'Materially' rethinking termination clauses

1 minute read  15.12.2010

'Material breach' in agreements is complex. Lucas Stuart v Hemmes Hermitage shows not all breaches are material. Avoid ambiguity by defining 'material breach', clarifying non-material breaches, and stating breach severity.

In many technology and outsourcing agreements, the right to terminate is triggered when a party is in 'material breach' of the contract. But what does this actually mean? More specifically, what degree of non-compliance in this context satisfies the 'materiality' requirement?

  • Any breach of a main obligation, no matter how minor?
  • A failure to comply with 2 out of 250 of the technical specifications?
  • A once-off delay in delivery?

Considering that deliverables under these contracts must often comply with complex and technical specifications – making 100% compliance difficult, if not practically impossible – particular thought should be given to the drafting of termination clauses.

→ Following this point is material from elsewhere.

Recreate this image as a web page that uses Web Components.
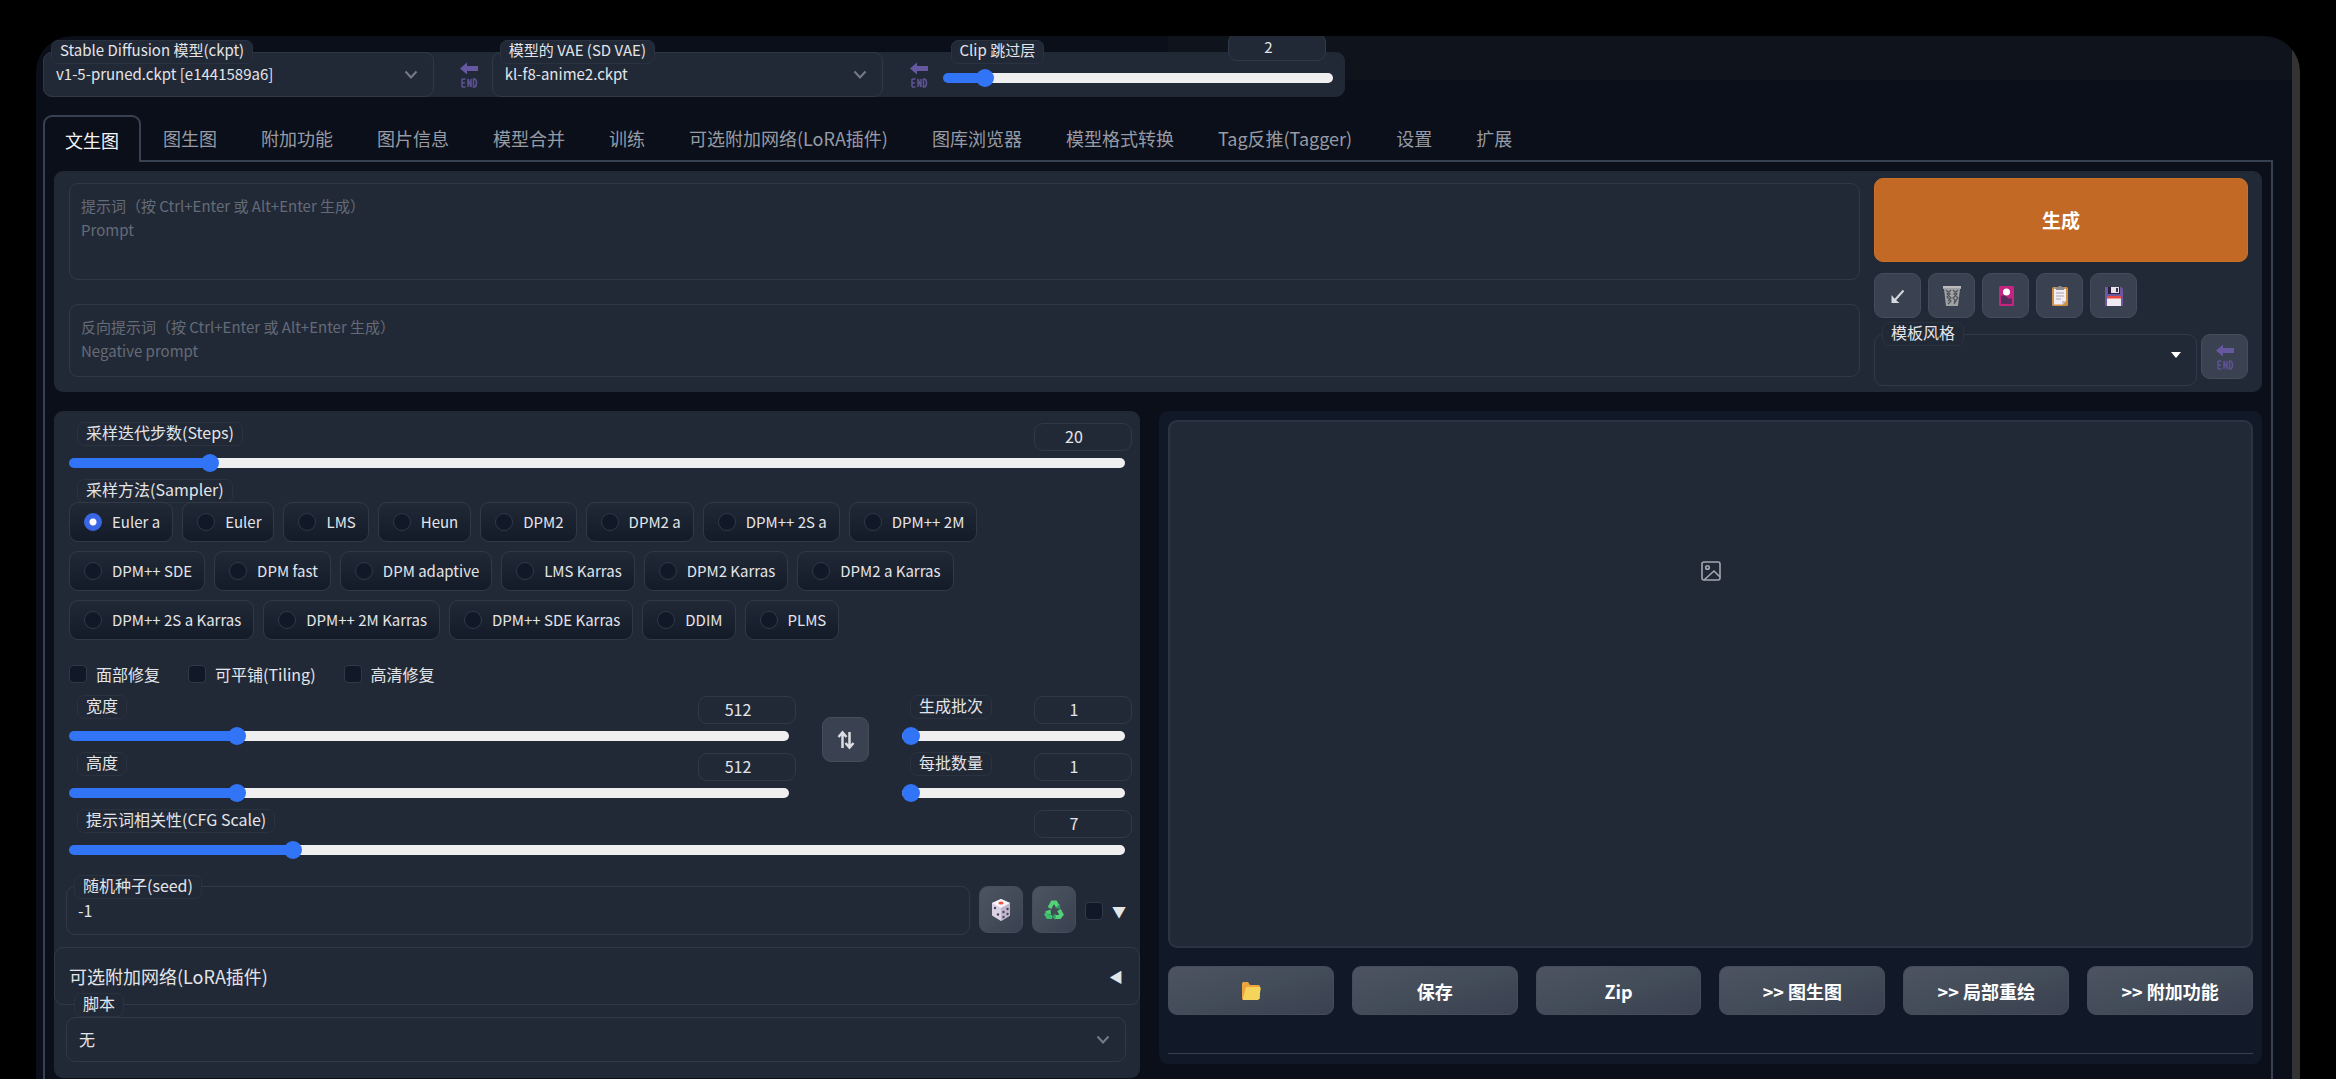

The recent NSW Court of Appeal decision of Lucas Stuart Pty Ltd v Hemmes Hermitage Pty Ltd [2010] NSWCA 283 highlights this. The facts of the case were as follows:

  • Lucas Stuart Pty Ltd (the applicant) was contracted by Hemmes Hermitage Pty Ltd (the respondent) to construct ‘The Ivy’, an iconic restaurant and function centre in Sydney.
  • The respondent issued a Notice under the contract alleging the applicant had 'not materially complied' with its contractual obligations due to various defects in the works. The Notice also provided a reasonable time frame for the applicant to correct the defects.
  • The applicant failed to comply with the terms of the Notice and the respondent (as it was entitled to) called on undertakings it had provided as security for performance.
  • The applicant sought an injunction to restrain the respondent from calling on the undertakings, alleging that there was a serious question to be tried in relation to whether or not the existence of defects constituted material non-compliance with its obligations, as the Notice stated.

The Court held that failing to comply with a material or main obligation under a contract does not automatically amount to material non-compliance (rejecting the finding of the lower court that it did). What is required, in the Court's view, is a material failure to comply with obligations, with those obligations being looked at as a whole.

The lesson? Avoid ambiguity, and ensure the intentions of all parties are accurately reflected by:

  • defining 'material breach' with reference to breach of specific clauses.
  • making it clear when breach of a term should not be considered material.
  • clearly stating the severity of breach required, for example, any breach (no matter how minor), repeated breach (with 'repeated' defined) or unremedied breach (with a clear time frame for remedy).